§ **Task goal**
Repeat the listing exactly as given, omitting every image.

——

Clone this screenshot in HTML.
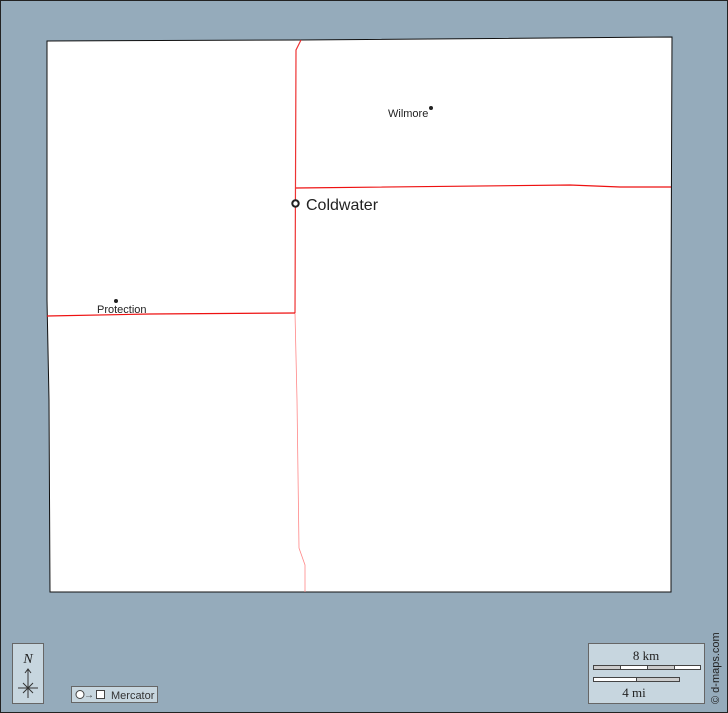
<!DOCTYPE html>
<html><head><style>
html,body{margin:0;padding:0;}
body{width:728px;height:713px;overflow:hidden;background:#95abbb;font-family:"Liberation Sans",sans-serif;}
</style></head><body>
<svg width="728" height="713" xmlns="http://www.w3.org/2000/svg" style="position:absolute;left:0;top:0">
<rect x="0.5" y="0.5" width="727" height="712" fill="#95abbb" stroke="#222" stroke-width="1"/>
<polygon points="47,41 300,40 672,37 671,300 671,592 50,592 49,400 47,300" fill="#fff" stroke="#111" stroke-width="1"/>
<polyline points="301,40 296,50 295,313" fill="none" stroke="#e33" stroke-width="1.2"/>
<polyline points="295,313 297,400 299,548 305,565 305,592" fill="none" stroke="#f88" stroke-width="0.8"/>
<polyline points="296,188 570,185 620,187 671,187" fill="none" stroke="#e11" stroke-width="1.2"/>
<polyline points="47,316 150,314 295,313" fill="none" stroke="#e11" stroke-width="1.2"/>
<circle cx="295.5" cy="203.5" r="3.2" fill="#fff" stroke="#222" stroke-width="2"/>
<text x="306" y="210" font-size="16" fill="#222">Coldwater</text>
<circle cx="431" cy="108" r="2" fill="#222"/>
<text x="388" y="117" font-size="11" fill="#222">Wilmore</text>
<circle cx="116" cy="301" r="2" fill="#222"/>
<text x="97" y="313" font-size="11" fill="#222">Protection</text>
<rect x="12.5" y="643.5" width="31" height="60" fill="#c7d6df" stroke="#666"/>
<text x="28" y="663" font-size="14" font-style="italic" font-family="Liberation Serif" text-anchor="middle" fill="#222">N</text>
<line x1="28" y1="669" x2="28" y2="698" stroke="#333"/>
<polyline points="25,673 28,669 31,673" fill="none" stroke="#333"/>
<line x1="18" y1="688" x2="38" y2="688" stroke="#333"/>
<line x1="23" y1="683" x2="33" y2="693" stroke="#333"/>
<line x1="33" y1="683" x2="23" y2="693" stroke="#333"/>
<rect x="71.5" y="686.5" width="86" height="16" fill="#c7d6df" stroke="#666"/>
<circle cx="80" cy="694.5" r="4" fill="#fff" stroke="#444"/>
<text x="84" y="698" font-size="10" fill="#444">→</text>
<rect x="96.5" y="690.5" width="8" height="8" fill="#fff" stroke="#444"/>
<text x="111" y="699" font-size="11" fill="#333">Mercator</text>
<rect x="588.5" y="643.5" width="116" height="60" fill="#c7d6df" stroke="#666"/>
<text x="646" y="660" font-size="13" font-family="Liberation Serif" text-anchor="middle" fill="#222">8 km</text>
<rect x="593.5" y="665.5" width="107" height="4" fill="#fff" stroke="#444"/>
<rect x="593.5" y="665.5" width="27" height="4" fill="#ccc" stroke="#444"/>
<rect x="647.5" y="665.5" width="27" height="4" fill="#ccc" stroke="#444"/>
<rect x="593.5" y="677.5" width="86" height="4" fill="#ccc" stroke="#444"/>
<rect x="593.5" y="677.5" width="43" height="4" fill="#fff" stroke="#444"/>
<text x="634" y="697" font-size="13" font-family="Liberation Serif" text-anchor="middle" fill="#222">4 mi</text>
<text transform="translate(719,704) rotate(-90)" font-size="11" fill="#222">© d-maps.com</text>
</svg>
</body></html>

——

§ **Exercise response**
Clone this screenshot in HTML.
<!DOCTYPE html>
<html><head><style>
html,body{margin:0;padding:0;}
body{width:728px;height:713px;overflow:hidden;background:#95abbb;font-family:"Liberation Sans",sans-serif;}
</style></head><body>
<svg width="728" height="713" xmlns="http://www.w3.org/2000/svg" style="position:absolute;left:0;top:0">
<rect x="0.5" y="0.5" width="727" height="712" fill="#95abbb" stroke="#222" stroke-width="1"/>
<polygon points="47,41 300,40 672,37 671,300 671,592 50,592 49,400 47,300" fill="#fff" stroke="#111" stroke-width="1"/>
<polyline points="301,40 296,50 295,313" fill="none" stroke="#e33" stroke-width="1.2"/>
<polyline points="295,313 297,400 299,548 305,565 305,592" fill="none" stroke="#f88" stroke-width="0.8"/>
<polyline points="296,188 570,185 620,187 671,187" fill="none" stroke="#e11" stroke-width="1.2"/>
<polyline points="47,316 150,314 295,313" fill="none" stroke="#e11" stroke-width="1.2"/>
<circle cx="295.5" cy="203.5" r="3.2" fill="#fff" stroke="#222" stroke-width="2"/>
<text x="306" y="210" font-size="16" fill="#222">Coldwater</text>
<circle cx="431" cy="108" r="2" fill="#222"/>
<text x="388" y="117" font-size="11" fill="#222">Wilmore</text>
<circle cx="116" cy="301" r="2" fill="#222"/>
<text x="97" y="313" font-size="11" fill="#222">Protection</text>
<rect x="12.5" y="643.5" width="31" height="60" fill="#c7d6df" stroke="#666"/>
<text x="28" y="663" font-size="14" font-style="italic" font-family="Liberation Serif" text-anchor="middle" fill="#222">N</text>
<line x1="28" y1="669" x2="28" y2="698" stroke="#333"/>
<polyline points="25,673 28,669 31,673" fill="none" stroke="#333"/>
<line x1="18" y1="688" x2="38" y2="688" stroke="#333"/>
<line x1="23" y1="683" x2="33" y2="693" stroke="#333"/>
<line x1="33" y1="683" x2="23" y2="693" stroke="#333"/>
<rect x="71.5" y="686.5" width="86" height="16" fill="#c7d6df" stroke="#666"/>
<circle cx="80" cy="694.5" r="4" fill="#fff" stroke="#444"/>
<text x="84" y="698" font-size="10" fill="#444">→</text>
<rect x="96.5" y="690.5" width="8" height="8" fill="#fff" stroke="#444"/>
<text x="111" y="699" font-size="11" fill="#333">Mercator</text>
<rect x="588.5" y="643.5" width="116" height="60" fill="#c7d6df" stroke="#666"/>
<text x="646" y="660" font-size="13" font-family="Liberation Serif" text-anchor="middle" fill="#222">8 km</text>
<rect x="593.5" y="665.5" width="107" height="4" fill="#fff" stroke="#444"/>
<rect x="593.5" y="665.5" width="27" height="4" fill="#ccc" stroke="#444"/>
<rect x="647.5" y="665.5" width="27" height="4" fill="#ccc" stroke="#444"/>
<rect x="593.5" y="677.5" width="86" height="4" fill="#ccc" stroke="#444"/>
<rect x="593.5" y="677.5" width="43" height="4" fill="#fff" stroke="#444"/>
<text x="634" y="697" font-size="13" font-family="Liberation Serif" text-anchor="middle" fill="#222">4 mi</text>
<text transform="translate(719,704) rotate(-90)" font-size="11" fill="#222">© d-maps.com</text>
</svg>
</body></html>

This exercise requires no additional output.